**Exercise instructions**
Your task is to extract every entry that follows word for word while excluding the pictures.
-- Excerpted records start --
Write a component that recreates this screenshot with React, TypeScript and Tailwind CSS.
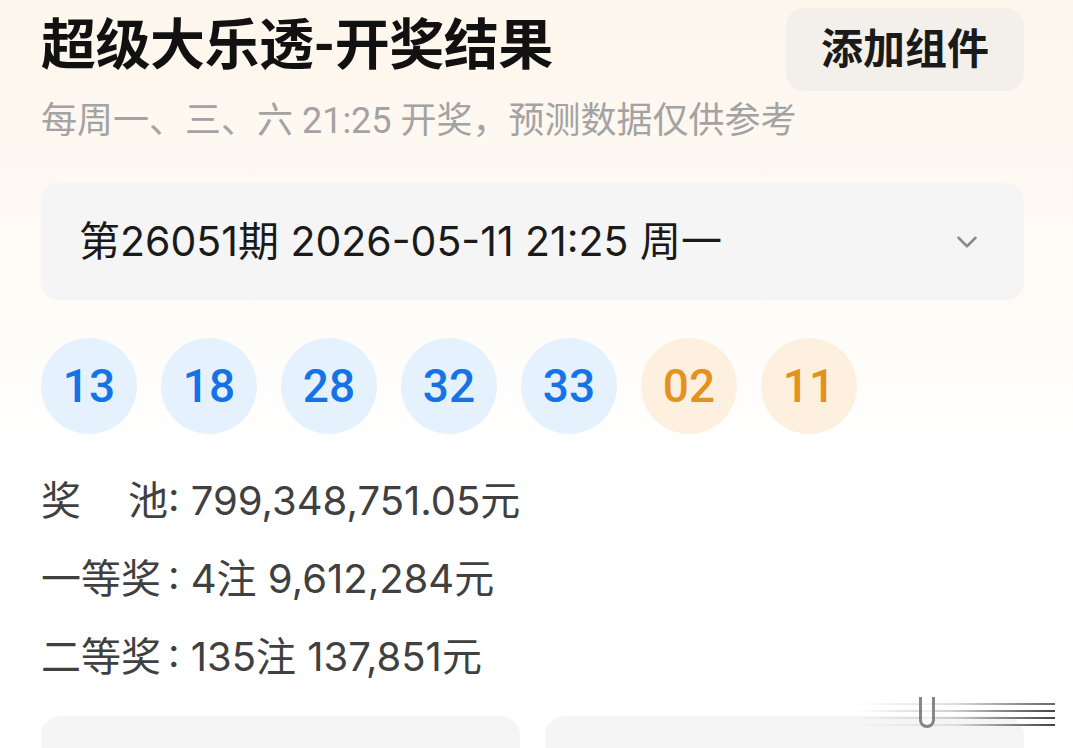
import { ChevronDown } from 'lucide-react'

const reds = ['13', '18', '28', '32', '33']
const blues = ['02', '11']

const prizes = [
    { label: ['奖', '池'], value: '799,348,751.05元' },
    { label: ['一等奖'], value: '4注 9,612,284元' },
    { label: ['二等奖'], value: '135注 137,851元' },
]

const inter = { fontFamily: 'Inter, "Noto Sans CJK SC", sans-serif' }

export default function App() {
    return (
        <div
            className="relative h-[748px] w-[1073px] overflow-hidden bg-gradient-to-b from-[#fdf6ec] via-[#fefbf6] via-40% to-white to-60%"
            style={{ fontFamily: 'Roboto, "Noto Sans CJK SC", "Noto Sans", sans-serif' }}
        >
            <div className="pl-[41px] pr-[49px] pt-[8px]">
                {/* Header */}
                <div className="flex h-[83px] items-center justify-between">
                    <h1 className="-mt-[8px] text-[55px] font-bold leading-none tracking-[-0.5px] text-[#111]">
                        超级大乐透-开奖结果
                    </h1>
                    <button className="flex h-[83px] w-[238px] items-center justify-center rounded-[18px] bg-[#f3f0ec] text-[42px] font-bold text-[#1a1a1a]">
                        添加组件
                    </button>
                </div>
                <p className="mt-[10px] text-[36px] leading-[40px] text-[#a3a3a3]">
                    每周一、三、六 21:25 开奖，预测数据仅供参考
                </p>

                {/* Issue selector */}
                <div className="mt-[42px] flex h-[117px] items-center justify-between rounded-[18px] bg-[#f5f5f5] pl-[38px] pr-[40px]">
                    <span className="text-[41px] text-[#1a1a1a]" style={inter}>
                        第26051期 2026-05-11 21:25 周一
                    </span>
                    <ChevronDown className="h-[34px] w-[34px] text-[#8a8a8a]" strokeWidth={1.8} />
                </div>

                {/* Balls */}
                <div className="mt-[38px] flex gap-[24px]">
                    {reds.map((n) => (
                        <div
                            key={n}
                            className="flex h-[96px] w-[96px] items-center justify-center rounded-full bg-[#e5f1fd] text-[46px] font-medium text-[#1473e6]"
                        >
                            {n}
                        </div>
                    ))}
                    {blues.map((n) => (
                        <div
                            key={n}
                            className="flex h-[96px] w-[96px] items-center justify-center rounded-full bg-[#fdf0df] text-[46px] font-medium text-[#e4921f]"
                        >
                            {n}
                        </div>
                    ))}
                </div>

                {/* Prize info */}
                <div className="mt-[28px]" style={inter}>
                    {prizes.map((p) => (
                        <div key={p.value} className="flex h-[78px] items-center text-[40px] text-[#404040]">
                            <span className="flex w-[127px] justify-between">
                                {p.label.map((c) => (
                                    <span key={c}>{c}</span>
                                ))}
                            </span>
                            <span>: {p.value}</span>
                        </div>
                    ))}
                </div>

                {/* Bottom cards */}
                <div className="mt-[20px] flex gap-[25px]">
                    <div className="h-[120px] flex-1 rounded-[20px] bg-[#f5f5f5]" />
                    <div className="h-[120px] flex-1 rounded-[20px] bg-[#f5f5f5]" />
                </div>
            </div>

            {/* Watermark */}
            <div className="absolute left-[855px] top-[697px] flex h-[32px] w-[200px] items-center">
                <div className="absolute inset-x-0 top-[6px] flex flex-col gap-[5px]">
                    <div className="h-[2px] bg-gradient-to-r from-transparent via-[#ddd] to-[#666]" />
                    <div className="h-[2px] bg-gradient-to-r from-transparent via-[#ccc] to-[#444]" />
                    <div className="h-[2px] bg-gradient-to-r from-transparent via-[#ccc] to-[#444]" />
                    <div className="h-[2px] bg-gradient-to-r from-transparent via-[#ddd] to-[#444]" />
                </div>
                <div className="absolute left-[64px] top-0 h-[31px] w-[16px] rounded-b-full border-x-[3px] border-b-[3px] border-[#555]/70 bg-white/60" />
            </div>
        </div>
    )
}
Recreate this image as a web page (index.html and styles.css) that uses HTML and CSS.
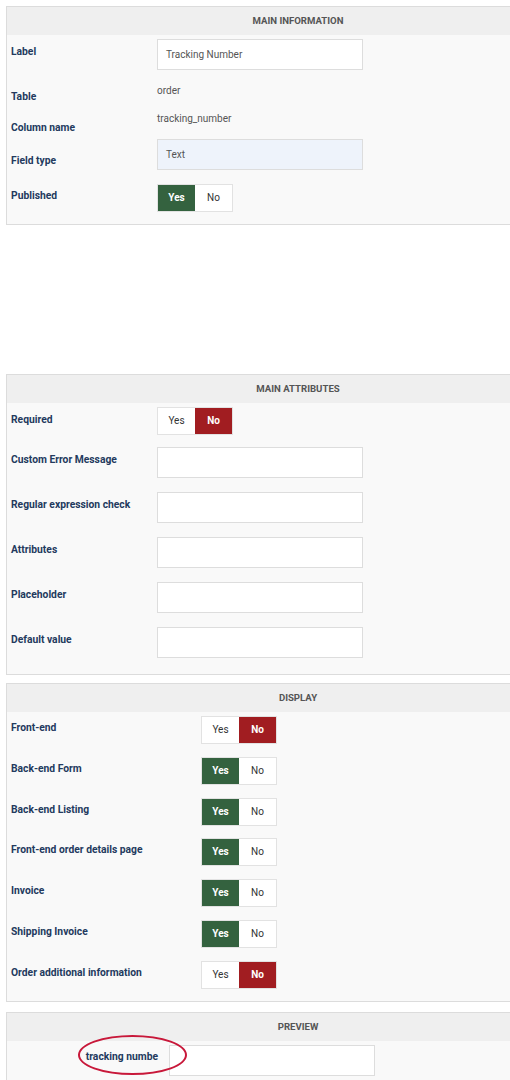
-- Excerpted records end --
**Complete response**
Write a component that recreates this screenshot with React, TypeScript and Tailwind CSS.
import { ChevronDown } from 'lucide-react'

const reds = ['13', '18', '28', '32', '33']
const blues = ['02', '11']

const prizes = [
    { label: ['奖', '池'], value: '799,348,751.05元' },
    { label: ['一等奖'], value: '4注 9,612,284元' },
    { label: ['二等奖'], value: '135注 137,851元' },
]

const inter = { fontFamily: 'Inter, "Noto Sans CJK SC", sans-serif' }

export default function App() {
    return (
        <div
            className="relative h-[748px] w-[1073px] overflow-hidden bg-gradient-to-b from-[#fdf6ec] via-[#fefbf6] via-40% to-white to-60%"
            style={{ fontFamily: 'Roboto, "Noto Sans CJK SC", "Noto Sans", sans-serif' }}
        >
            <div className="pl-[41px] pr-[49px] pt-[8px]">
                {/* Header */}
                <div className="flex h-[83px] items-center justify-between">
                    <h1 className="-mt-[8px] text-[55px] font-bold leading-none tracking-[-0.5px] text-[#111]">
                        超级大乐透-开奖结果
                    </h1>
                    <button className="flex h-[83px] w-[238px] items-center justify-center rounded-[18px] bg-[#f3f0ec] text-[42px] font-bold text-[#1a1a1a]">
                        添加组件
                    </button>
                </div>
                <p className="mt-[10px] text-[36px] leading-[40px] text-[#a3a3a3]">
                    每周一、三、六 21:25 开奖，预测数据仅供参考
                </p>

                {/* Issue selector */}
                <div className="mt-[42px] flex h-[117px] items-center justify-between rounded-[18px] bg-[#f5f5f5] pl-[38px] pr-[40px]">
                    <span className="text-[41px] text-[#1a1a1a]" style={inter}>
                        第26051期 2026-05-11 21:25 周一
                    </span>
                    <ChevronDown className="h-[34px] w-[34px] text-[#8a8a8a]" strokeWidth={1.8} />
                </div>

                {/* Balls */}
                <div className="mt-[38px] flex gap-[24px]">
                    {reds.map((n) => (
                        <div
                            key={n}
                            className="flex h-[96px] w-[96px] items-center justify-center rounded-full bg-[#e5f1fd] text-[46px] font-medium text-[#1473e6]"
                        >
                            {n}
                        </div>
                    ))}
                    {blues.map((n) => (
                        <div
                            key={n}
                            className="flex h-[96px] w-[96px] items-center justify-center rounded-full bg-[#fdf0df] text-[46px] font-medium text-[#e4921f]"
                        >
                            {n}
                        </div>
                    ))}
                </div>

                {/* Prize info */}
                <div className="mt-[28px]" style={inter}>
                    {prizes.map((p) => (
                        <div key={p.value} className="flex h-[78px] items-center text-[40px] text-[#404040]">
                            <span className="flex w-[127px] justify-between">
                                {p.label.map((c) => (
                                    <span key={c}>{c}</span>
                                ))}
                            </span>
                            <span>: {p.value}</span>
                        </div>
                    ))}
                </div>

                {/* Bottom cards */}
                <div className="mt-[20px] flex gap-[25px]">
                    <div className="h-[120px] flex-1 rounded-[20px] bg-[#f5f5f5]" />
                    <div className="h-[120px] flex-1 rounded-[20px] bg-[#f5f5f5]" />
                </div>
            </div>

            {/* Watermark */}
            <div className="absolute left-[855px] top-[697px] flex h-[32px] w-[200px] items-center">
                <div className="absolute inset-x-0 top-[6px] flex flex-col gap-[5px]">
                    <div className="h-[2px] bg-gradient-to-r from-transparent via-[#ddd] to-[#666]" />
                    <div className="h-[2px] bg-gradient-to-r from-transparent via-[#ccc] to-[#444]" />
                    <div className="h-[2px] bg-gradient-to-r from-transparent via-[#ccc] to-[#444]" />
                    <div className="h-[2px] bg-gradient-to-r from-transparent via-[#ddd] to-[#444]" />
                </div>
                <div className="absolute left-[64px] top-0 h-[31px] w-[16px] rounded-b-full border-x-[3px] border-b-[3px] border-[#555]/70 bg-white/60" />
            </div>
        </div>
    )
}
Recreate this image as a web page (index.html and styles.css) that uses HTML and CSS.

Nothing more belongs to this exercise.